The Programmable Interval Timer (PIT) can be programmed to produce interrupts with frequencies up to almost 2MHz. Linux sets this to only 100Hz (2.6 kernels can set it to 1KHz) and doesn't allow the software to change that. This limits the minimal interval between subsequent SIGALRM notifications for software that uses the setitimer(2) syscall. To emulate the PIT frequencies that are higher than the frequency Linux sets the PIT to, dosemu uses "interrupt bursts": on every SIGALRM reception dosemu triggers the timer interrupt as many times as necessary to compensate the gap since the previous SIGALRM reception. This allows to keep a precise timing but causes problems for some programs. When the timer interrupt handler is invoked more than once without letting the main thread to execute, some programs can lock up. The game "Cosmo" is one of those.
Another problem is that due to the aforementioned low timer frequency dosemu is not able to properly emulate the timings for different emulated hardware. That also causes problems for some programs. Scream Tracker 3, for example, can lock up at startup because the interrupt from an emulated SB card can be triggered earlier than it should be in a real system.
Possibly a workaround may be found in future DOSEMU versions.
There are several defects in Intel's x86 CPUs that are causing problems for some software. Below is a description of the defects that are known to cause problems for software running under dosemu.
Intel's manual http://www.intel.com/design/intarch/techinfo/pentium/inout.htm says:
" A procedure may use the POPF instruction to change the setting of the IF flag only if the CPL is less than or equal to the current IOPL. An attempt by a less privileged procedure to change the IF flag does not result in an exception; the IF flag simply remains unchanged. "
The fact that the exception is not being generated, prevents dosemu from catching and properly simulating the POPF instruction executed in protected mode. That, in particular, means that the following code, executed in protected mode (not in v86 mode) under dosemu, will end up with interrupts disabled (IF cleared):
sti pushf cli popf
This bug can only affect DPMI programs, as using DPMI is the only way to execute protected mode code under dosemu. Known programs that are affected are the games from ID software, namely Doom2 and Duke Nukem 3D, but only when configured with sound. An optional work-around was added to dosemu, which just re-enables the interrupts if they were disabled for too long in protected mode. Additionally the address of the instruction that disabled the interrupts, is added to a black-list and this instruction is ignored for subsequent passes so that it can't disable the interrupts any more. This is potentially unsafe, but if the timeout is long enough, no harm was observed so far. The timeout is configured via the $_cli_timeout option, which is measured in a 10ms timer ticks. Setting that option to 0 disables the workaround completely, making Doom2 unplayable with sound enabled.

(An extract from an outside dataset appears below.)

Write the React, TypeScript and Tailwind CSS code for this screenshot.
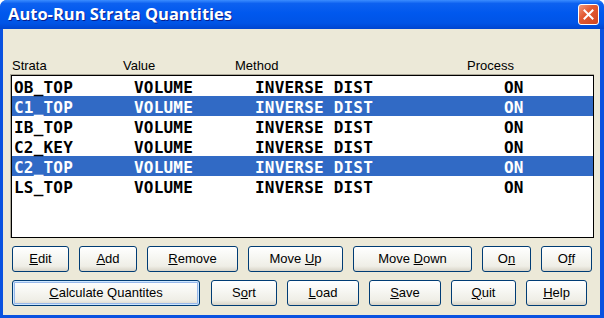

Intel's x86 CPUs have a defect described here: http://www.intel.com/design/intarch/specupdt/27287402.PDF chapter "Specification Clarifications" section 4: "Use Of ESP In 16-Bit Code With 32-Bit Interrupt Handlers", which reads as follows:
"ISSUE: When a 32-bit IRET is used to return to another privilege level, and the old level uses a 4G stack (D/B bit in the segment register = 1), while the new level uses a 64k stack (D/B bit = 0), then only the lower word of ESP is updated. The upper word remains unchanged. This is fine for pure 16-bit code, as well as pure 32-bit code. However, when 32-bit interrupt handlers are present, 16-bit code should avoid any dependence on the upper word of ESP. No changes are necessary in existing 16-bit code, since the only way to access ESP in USE16 segments is through the 32-bit address size prefix."
The corruption happens when the Linux kernel returns control to the dosemu process, while a 32-bit DPMI client that uses a 16-bit data segment for the stack is active. This is not the usual case, but unfortunately some 32-bit DPMI clients are actually using a 16-bit segment for the stack, and even the dos4gw extender behaves that way sometimes.
Programs that are known to be affected by this issue are:
Need For Speed 1 (demo version at least, when configured with sound)
Syndicate Wars (when used with dos4gw 0.8)
Open Cubic Player
These programs are crashing shortly after startup, but this problem is difficult to detect reliably, so there may be many more programs that experience a random crashes due to this CPU bug.
The reliable work-around was developed and added into linux-2.6.12. If you hit that problem, consider upgrading your linux kernel.